While in a sitting posture, the hip and pelvis are observed. There an observation that the pelvis takes a posterior tilt with the posterior inferior iliac spines in a similar horizontal plane with the superior pubic ramus. The common defects include tilt of the posterior pelvic in which the superior pubic ramus appears to be superior to the posterior inferior iliac spines. This may be as a result of excessive flexing of the lumbar vertebrae, hamstring muscles tightness and low back extensors elongation. The other defect is the tilt of anterior pelvis in which the superior pubic ramus falls inferior to the posterior inferior iliac spine. This may be as a result of low back extensor muscles tightness, lengthened hip extensor muscles, as well as excessive lumbar lordosis (Miguel, et al., 2011).
The examination process a person that the capability to carry out an accurate and thorough postural analysis calls for a lot of skills on the part of the person being examined.
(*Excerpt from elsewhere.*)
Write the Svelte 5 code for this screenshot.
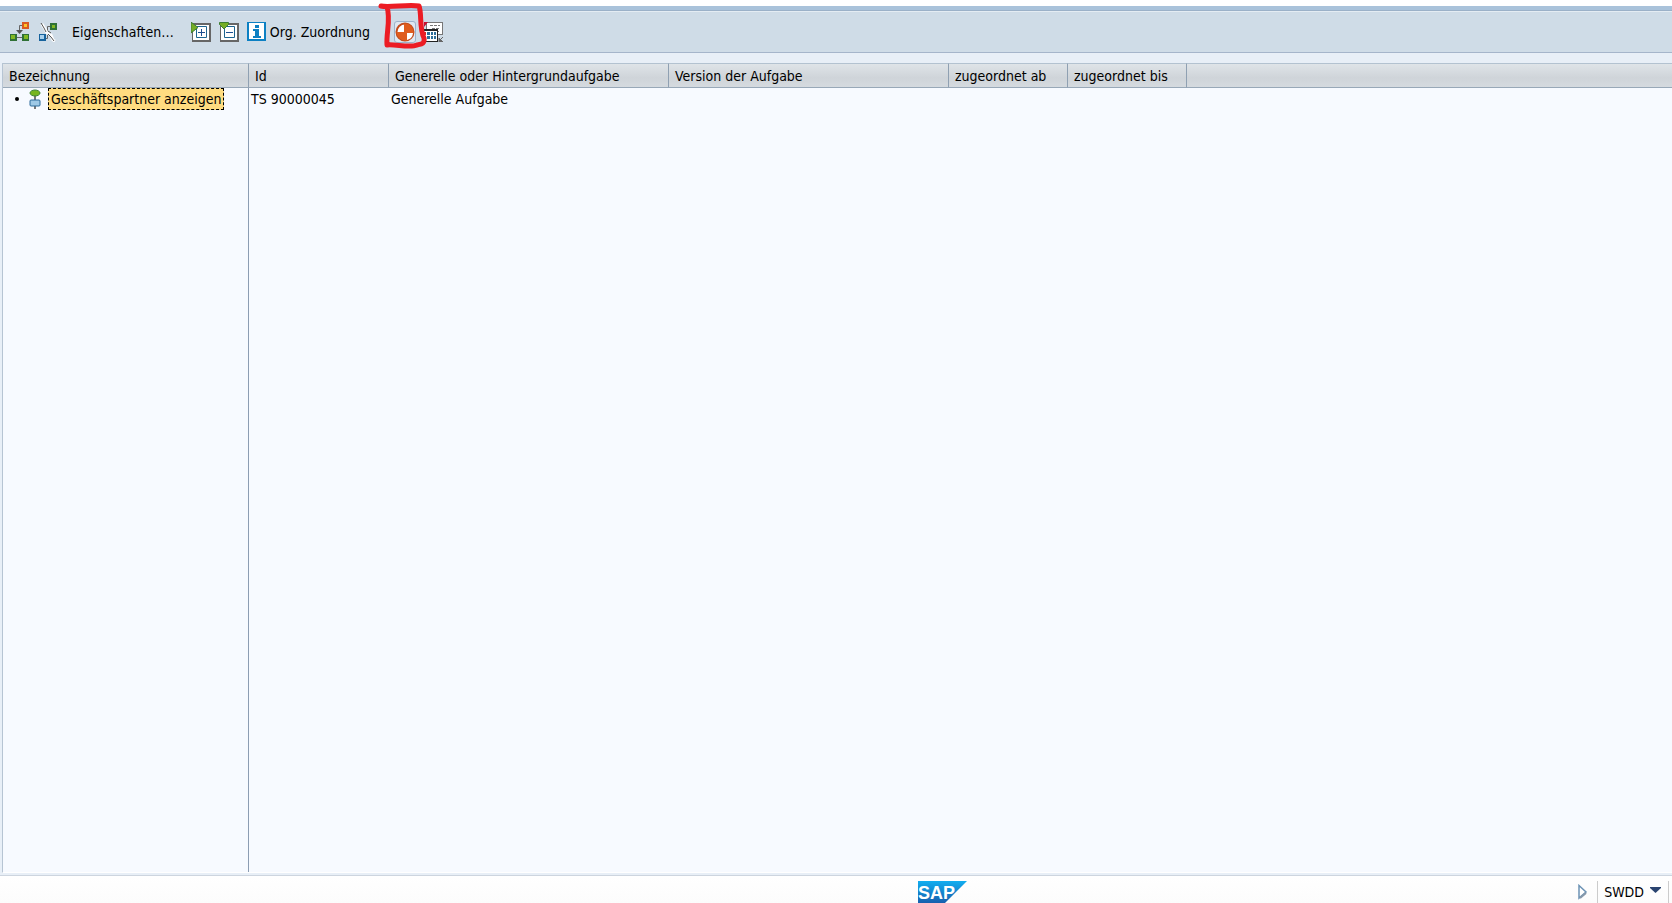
<script>
  const columns = [
    { label: 'Bezeichnung', width: 246 },
    { label: 'Id', width: 140 },
    { label: 'Generelle oder Hintergrundaufgabe', width: 280 },
    { label: 'Version der Aufgabe', width: 280 },
    { label: 'zugeordnet ab', width: 119 },
    { label: 'zugeordnet bis', width: 119 },
  ];
</script>

<div class="app">
  <div class="band"></div>
  <header class="toolbar">
    <button class="icon" aria-label="Zuordnung anlegen">
      <svg width="20" height="20">
        <path d="M12 3.5H9.5V9" fill="none" stroke="#666" />
        <path d="M6 8h7l-3.5 4z" fill="#555" />
        <path d="M6 15h7v1H6z" fill="#666" />
        <path d="M12 0h7v7h-7z" fill="#d95a22" /><path d="M14 2h3v3h-3z" fill="#fbc62d" />
        <path d="M0 12h7v7H0zM12 12h7v7h-7z" fill="#2f7136" /><path d="M1 13h4v4H1zM14 13h4v4h-4z" fill="#82b923" />
      </svg>
    </button>
    <button class="icon" aria-label="Zuordnung löschen">
      <svg width="20" height="20">
        <path d="M12 4.5H9.5V16.5H6" fill="none" stroke="#666" />
        <path d="M12 1h7v7h-7z" fill="#2f7136" /><path d="M14 3h3v3h-3z" fill="#82b923" />
        <path d="M1 12h7v7H1z" fill="#17639d" /><path d="M2 13h4v4H2z" fill="#a9d1ed" />
        <path d="M4 2l3 5 2 4 4 2 2 5 2 1" fill="none" stroke="#fff" stroke-width="3" />
        <path d="M3 1l3 5 2 4M10 9l3 2M10 12l3 3 3 4" fill="none" stroke="#555" />
      </svg>
    </button>
    <button class="text">Eigenschaften…</button>
    <button class="icon" aria-label="Teilbaum expandieren">
      <svg width="20" height="20">
        <path d="M1 1h19v19H1z" fill="#666" /><path d="M2 3h16v15H2z" fill="#fff" />
        <path d="M5.5 4.5h10v11h-10z" fill="#fff" stroke="#1d6591" />
        <path d="M10.5 7v7M7 10.5h7" stroke="#1d4f91" />
        <path d="M0 0l7 5.5L0 11z" fill="#75ac25" stroke="#3c7d34" />
      </svg>
    </button>
    <button class="icon" aria-label="Teilbaum komprimieren">
      <svg width="20" height="20">
        <path d="M1 1h19v19H1z" fill="#666" /><path d="M2 3h16v15H2z" fill="#fff" />
        <path d="M5.5 4.5h10v11h-10z" fill="#fff" stroke="#1d6591" />
        <path d="M7 10.5h7" stroke="#1d4f91" />
        <path d="M.5 .5h9v2L5 7 .5 2.5z" fill="#75ac25" stroke="#3c7d34" />
      </svg>
    </button>
    <button class="text info">
      <svg width="20" height="20">
        <path d="M0 0h19v19H0z" fill="#0c80c3" /><path d="M2 1h15v16H2z" fill="#fff" />
        <path d="M8 3h4v3H8zM6 7h6v7h2v2H6v-2h2V9H6z" fill="#0c80c3" />
      </svg>
      <span>Org. Zuordnung</span>
    </button>
    <div class="marked">
      <button class="help" aria-label="Hilfe">
        <svg width="20" height="20">
          <circle cx="10" cy="10" r="8.5" fill="#fff" stroke="#c34c1c" stroke-width="2" />
          <path d="M9 10V1.500h1a8.500 8.500 0 0 1 8.500 9.500H12v7.500h-2A8.500 8.500 0 0 1 1.500 10z" fill="#df5c1d" />
          <path d="M12 11h6a8 8 0 0 1-6 7z" fill="#fff" />
        </svg>
      </button>
      <svg class="pen" width="54" height="52" aria-hidden="true">
        <path d="M6 5C14 7 33 3 44 5C47 12 44 27 49 37C50 43 46 43 42 44C35 47 20 43 12 44C11 33 16 17 12 6" fill="none" stroke="#ec1c24" stroke-width="5" stroke-linecap="round" stroke-linejoin="round" />
      </svg>
    </div>
    <button class="icon" aria-label="Layout">
      <svg width="20" height="20">
        <path d="M2 0h17v13H2z" fill="#777" /><path d="M3 1h15v11H3z" fill="#fff" />
        <path d="M6 3.5h10M8 6.5h8M12 9.5h4" stroke="#777" stroke-dasharray="3 1" />
        <path d="M0 7h14v13H0z" fill="#222" /><path d="M0 9h13v10H0z" fill="#fff" />
        <path d="M0 10h2v3H0zM0 14h2v4H0z" fill="#d22" />
        <path d="M3 10h3v3H3zM7 10h2v3H7zM10 10h2v3h-2zM3 14h3v3H3zM7 14h2v3H7zM10 14h2v3h-2z" fill="#2d6e98" />
        <path d="M0 0h4L0 5z" fill="#c8102e" />
        <path d="M15 16v4h4zM15 19l4-4" fill="#666" stroke="#666" />
      </svg>
    </button>
  </header>

  <main>
    <table>
      <colgroup>
        {#each columns as c}<col style="width: {c.width}px" />{/each}
        <col />
      </colgroup>
      <thead>
        <tr>
          {#each columns as c}<th scope="col">{c.label}</th>{/each}
          <td></td>
        </tr>
      </thead>
      <tbody>
        <tr>
          <td>
            <div class="node">
              <span class="bullet"></span>
              <svg width="12" height="20">
                <path d="M6 6v14" stroke="#777" stroke-width="2" />
                <ellipse cx="6" cy="4" rx="5" ry="3" fill="#76b51f" stroke="#3e8238" />
                <rect x="1" y="11" width="10" height="6" rx="1" fill="#9fc9e6" stroke="#2c6b9a" />
              </svg>
              <span class="selected">Geschäftspartner anzeigen</span>
            </div>
          </td>
          <td>TS 90000045</td>
          <td>Generelle Aufgabe</td>
          <td></td><td></td><td></td><td></td>
        </tr>
      </tbody>
    </table>
  </main>

  <footer>
    <div class="brand">
      <svg width="50" height="22" role="img" aria-label="SAP">
        <defs>
          <linearGradient id="sap" x2="0" y2="1"><stop stop-color="#12aef0" /><stop offset="1" stop-color="#175fae" /></linearGradient>
        </defs>
        <path d="M0 0h49L27 22H0z" fill="url(#sap)" />
        <text x="0" y="18">SAP</text>
      </svg>
    </div>
    <button class="icon" aria-label="Statusfelder einblenden">
      <svg width="12" height="16">
        <path d="M2 1.5l7 6.500-7 6z" fill="#fff" stroke="#6c93b5" stroke-width="1.500" />
        <path d="M9 9l-6 5" stroke="#8798aa" stroke-width="2" />
      </svg>
    </button>
    <button class="system">
      <span>SWDD</span>
      <svg width="12" height="10"><path d="M0 0h11v1L5.500 6 0 1z" fill="#2a4470" /></svg>
    </button>
  </footer>
</div>

<style>
  :global(body) { margin: 0; }
  .app {
    display: flex; flex-direction: column; min-height: 100vh;
    background: #e8eff7; color: #000; font: 14px/22px "DejaVu Sans Condensed", Tahoma, "DejaVu Sans", sans-serif;
  }
  button { border: 0; padding: 0; background: none; color: inherit; font: inherit; display: flex; align-items: center; }
  svg { display: block; flex: none; }
  .band { height: 4px; background: #a9c2da; border-top: 6px solid #fff; border-bottom: 1px solid #9bb1c8; }
  .toolbar {
    display: flex; align-items: center; height: 40px; padding-left: 10px; gap: 8px;
    background: #cfdce7; border-top: 1px solid #e4ecf3; border-bottom: 1px solid #a5b5ca;
  }
  .text { padding: 0 9px 0 6px; }
  .info { padding: 0; gap: 3px; }
  .marked { position: relative; margin-left: 16px; }
  .help { width: 22px; height: 22px; box-sizing: border-box; border: 1px solid #9db3cb; border-radius: 3px; background: #dfe8f1; justify-content: center; }
  .pen { position: absolute; left: -19px; top: -20px; pointer-events: none; }
  main {
    flex: 1; border-left: 1px solid #b6c4d3; border-bottom: 1px solid #fff;
    background: linear-gradient(#8c9db3, #8c9db3) 245px 0 / 1px 100% no-repeat, #f7faff;
    margin: 10px 0 2px 2px;
  }
  table { width: 100%; table-layout: fixed; border-collapse: separate; border-spacing: 0; }
  th, td { padding: 0 2px; font-weight: normal; text-align: left; white-space: nowrap; height: 22px; box-sizing: border-box; }
  thead th, thead td {
    height: 24px; padding: 1px 6px 0; border-top: 1px solid #b3c2d0; border-bottom: 1px solid #98a8b8;
    background: linear-gradient(#dfe4e8, #cfd4d9 60%, #d5dadf);
  }
  thead th { border-right: 1px solid #8fa0b2; }
  .node { display: flex; align-items: center; padding-left: 10px; gap: 10px; }
  .bullet { width: 4px; height: 4px; border-radius: 2px; background: #000; }
  .selected { margin-left: -3px; padding: 0 2px; line-height: 20px; border: 1px dashed #000; background: #ffdc80; }
  footer { display: flex; align-items: center; height: 23px; gap: 8px; padding: 4px 3px 0 0; background: linear-gradient(#fff, #fcfcfc); border-top: 1px solid #cdd5df; }
  .brand { flex: 1; padding-left: 55%; }
  .brand text { font: bold 18px "Liberation Sans", sans-serif; fill: #fff; }
  .system { border-left: 1px solid #ccc; border-right: 1px solid #ccc; padding: 0 6px; gap: 6px; }
</style>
The examiner ought to have the ability to separate the body parts from the whole and successively evaluate the sum of these parts, in acknowledgment to their complete anatomical structure interaction. In the right posture, the gravity line runs through all joints’ axes, with the vertical alignment of the body segments. The line of gravity is represented by a vertical line running through the center of gravity of the body, situated at the second sacral vertebra. The line of gravity is an ever-changing line of reference, which reacts to the invariably changing position of the body during upright posture (Gangnet, Pomero, Dumas, Skalli, & Vital, 2003). Even though the line of gravity does not normally run through every human body joint axis, people with excellent posture can come close to accomplishing that standard. Thus, the closer the postural alignment of a person lies to all joint axes center the less gravitational stress is put on the components of soft tissue of the supporting system.
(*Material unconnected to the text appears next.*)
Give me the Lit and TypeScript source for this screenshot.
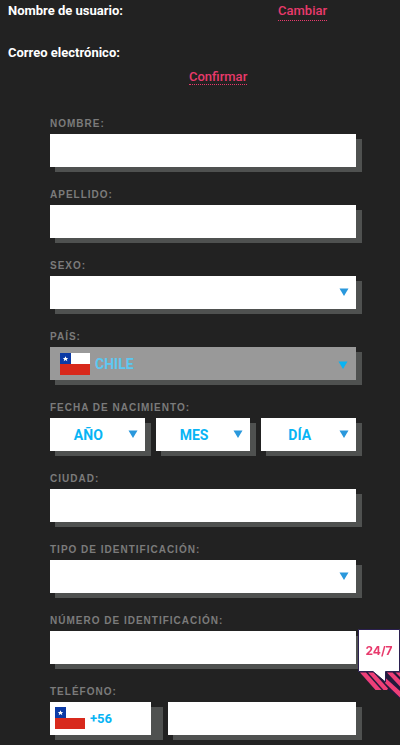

In a case study, a client first visited a health center, concerned primarily on ameliorating her posture, strengthening of her lower back due to occasional pain at the lower back, as well as flattening her stomach. At the Postural analysis, it turned out clear that she had an experience of rotation in her spine caused her right shoulder to appear a bit higher than her left. The entire upper body seemed rounded and tight, which made her head to protrude (Darnell, 1983) offering a strained look. The examiner did not only work on her core strength, but also centered on opening and releasing the shoulders. Following just eight sessions, the alterations were turning apparent. The client begun with an over- kyphotic curve in her thoracic spine, but the entire ribcage was thrown forward leading to the forward head straining forming yet more neck tension.
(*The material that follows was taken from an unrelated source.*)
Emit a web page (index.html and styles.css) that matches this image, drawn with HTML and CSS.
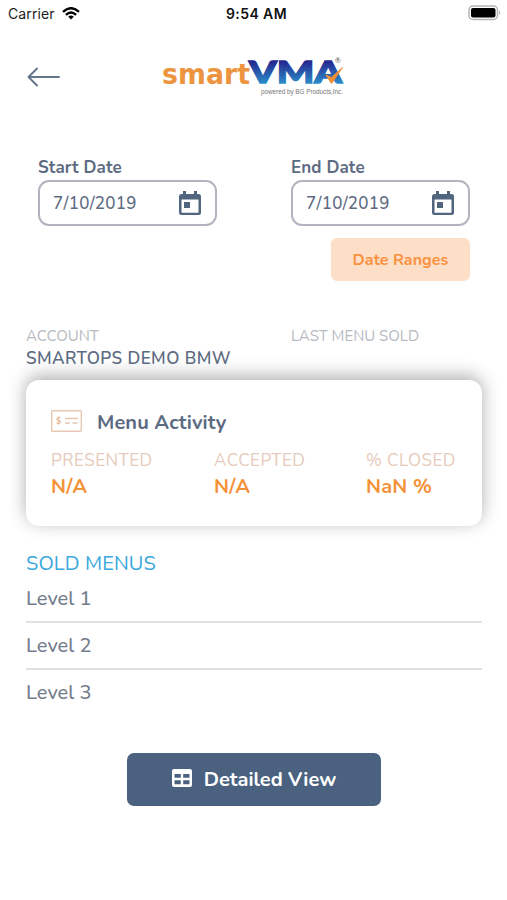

Following the sessions, the head sat in a position that was comfortable exerting less strain on the back of the neck. The ribcage became more softened and relaxed, and the thoracic curve became less prominent. In the side view, the pelvis was tilted forward making the upper body to sway back so as to keep balance. Reposition of the pelvis brought the body into a lengthened and upright posture (Core Health Suite, 2013).